Commentating on the third Test between South Africa and England last week, former Proteas captain Graeme Smith acknowledged the arrival of a thunderstorm above Johannesburg with relief.
"It's a shame for spectators for they don't get to see a whole day's play, but this region badly needs rain," said Smith as players walked off the pitch earlier than expected on day two.
Johannesburg, and in fact South Africa as a whole, do indeed desperately need rain, for the country is currently experiencing its worst drought since records began in 1904 and the National Weather Service said 32 temperature records have already been broken in the first two weeks of 2016.
The lack of rainfall has seen maize production plunge 30%, while the price of white maize on the South Africa Futures Exchange has more than doubled over the past 12 months.
Agriculture contributes just 2.2% to South Africa's gross domestic product, but such is the severity of the drought that the country will be forced to import food, with analysts predicting the country will have to import approximately R12bn (£500m, $710m) worth of maize.
The drought could hardly have come at a worse time for South Africa, which has seen its currency lose 26% of its value in the six months that followed the sell-off that gripped Chinese markets in June 2015.
On 17 January, the pound touched R24.096, compared with R17.573 a year earlier, while on the same day the US dollar reached R16.958 compared with R11.588 in January 2015.

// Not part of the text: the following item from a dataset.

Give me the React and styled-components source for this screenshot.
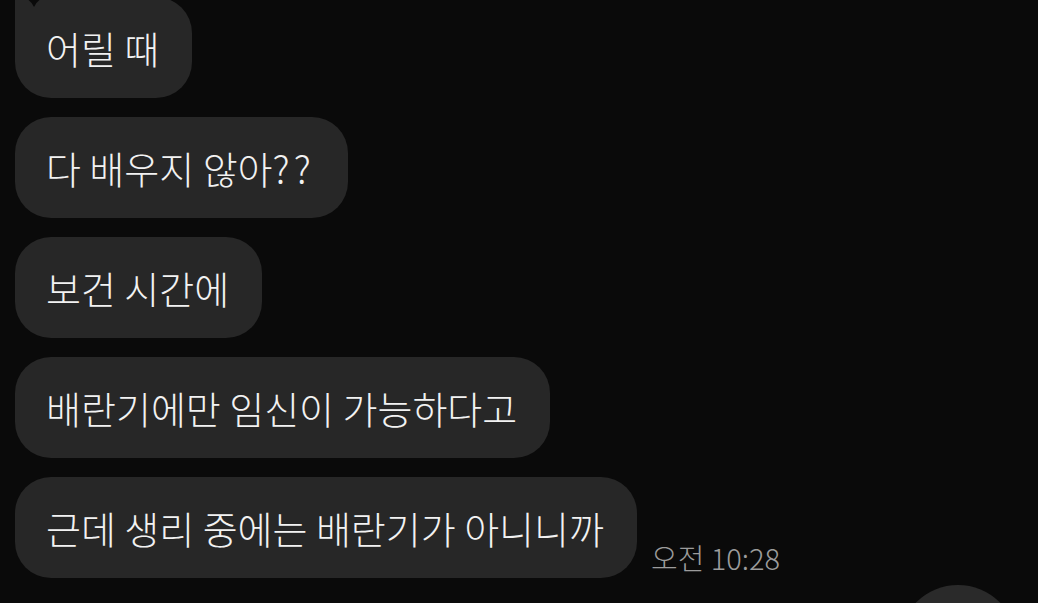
import React from "react";
import styled, { createGlobalStyle } from "styled-components";

const Global = createGlobalStyle`
  html, body { margin: 0; padding: 0; background: #0a0a0a; }
  #root { height: 603px; overflow: hidden; }
`;

const Screen = styled.div`
  height: 603px;
  overflow: hidden;
  background: #0a0a0a;
  display: flex;
  flex-direction: column;
  gap: 19px;
  padding-left: 15px;
  box-sizing: border-box;
  font-family: "Noto Sans CJK KR", "Noto Sans", sans-serif;
`;

const Row = styled.div`
  display: flex;
  align-items: flex-end;
  gap: 14px;
  margin-top: ${(p) => p.$offset || 0}px;
  justify-content: ${(p) => (p.$right ? "flex-end" : "flex-start")};
  padding-right: ${(p) => (p.$right ? 21 : 0)}px;
`;

const Bubble = styled.div`
  position: relative;
  flex: none;
  height: 101px;
  box-sizing: border-box;
  display: flex;
  align-items: center;
  padding: 0 33px 0 31px;
  background: #272727;
  color: #f2f2f2;
  border-radius: 36px;
  border-top-left-radius: ${(p) => (p.$tail ? "0" : "36px")};
  font-size: 38px;
  font-weight: 300;
  letter-spacing: 0;
  white-space: nowrap;
`;

const Punct = styled.span`
  letter-spacing: 4px;
`;

const TailNotch = styled.svg`
  position: absolute;
  left: 6px;
  top: 0;
  width: 24px;
  height: 12px;
`;

const Time = styled.div`
  color: #9c9c9c;
  font-size: 29px;
  font-weight: 300;
  padding-bottom: 0;
  white-space: nowrap;
`;

const Circle = styled.div`
  width: 118px;
  height: 118px;
  border-radius: 50%;
  background: #2a2a2a;
  flex: none;
`;

export default function App() {
  return (
    <>
      <Global />
      <Screen>
        <Row $offset={-3}>
          <Bubble $tail>
            <TailNotch viewBox="0 0 24 12">
              <path d="M2 0 Q10 3 13 10 Q16 3 24 0 Z" fill="#0a0a0a" />
            </TailNotch>
            어릴 때
          </Bubble>
        </Row>
        <Row>
          <Bubble>
            다 배우지 않아<Punct>??</Punct>
          </Bubble>
        </Row>
        <Row>
          <Bubble>보건 시간에</Bubble>
        </Row>
        <Row>
          <Bubble>배란기에만 임신이 가능하다고</Bubble>
        </Row>
        <Row>
          <Bubble>근데 생리 중에는 배란기가 아니니까</Bubble>
          <Time>오전 10:28</Time>
        </Row>
        <Row $right $offset={-12}>
          <Circle />
        </Row>
      </Screen>
    </>
  );
}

The ongoing weakness of the rand, which has been worsened by political reshuffling that have seen South Africa President Jacob Zuma fire two finances ministers within four days in December, and the need to import crops from abroad could push food prices through the roof.
"We expect general food prices to increase by 15% to 20% this year because the drought is hitting everything," said Christo Joubert, head of the food price monitoring division belonging to the National Agricultural Marketing Council.
Higher food prices are forecast to have a serious impact on the pockets of many in a country where a third of the population still cannot find a job. To complicate things even further, analysts have warned that the South African economy could decline for the third consecutive year over the next 12 months, with the rate of growth expected to fall below 1%.
The near-stagnant economy is one of the reasons that limits the government's options when it comes to halt the decline of the rand, which has lost 50% of its value since Zuma first came to power in 2009, as raising interest rates to stabilise the currency would put the economy under even more pressure.
Meanwhile, the growing pessimism surrounding the state of South Africa's economy, which has been exacerbated by a lack of political leadership, has seen business confidence hit the lowest level since 1993.
Analysts have grown increasingly disillusioned with Zuma to the point where some suggest his party, the ruling African National Congress, might force him to resign should the party lose ground at the upcoming municipal elections in Johannesburg and Pretoria.
"We look for a cornered ANC machine having the possibility of managing the exit of President Zuma around July," said Nomura's emerging markets analyst Peter Attard Montalto.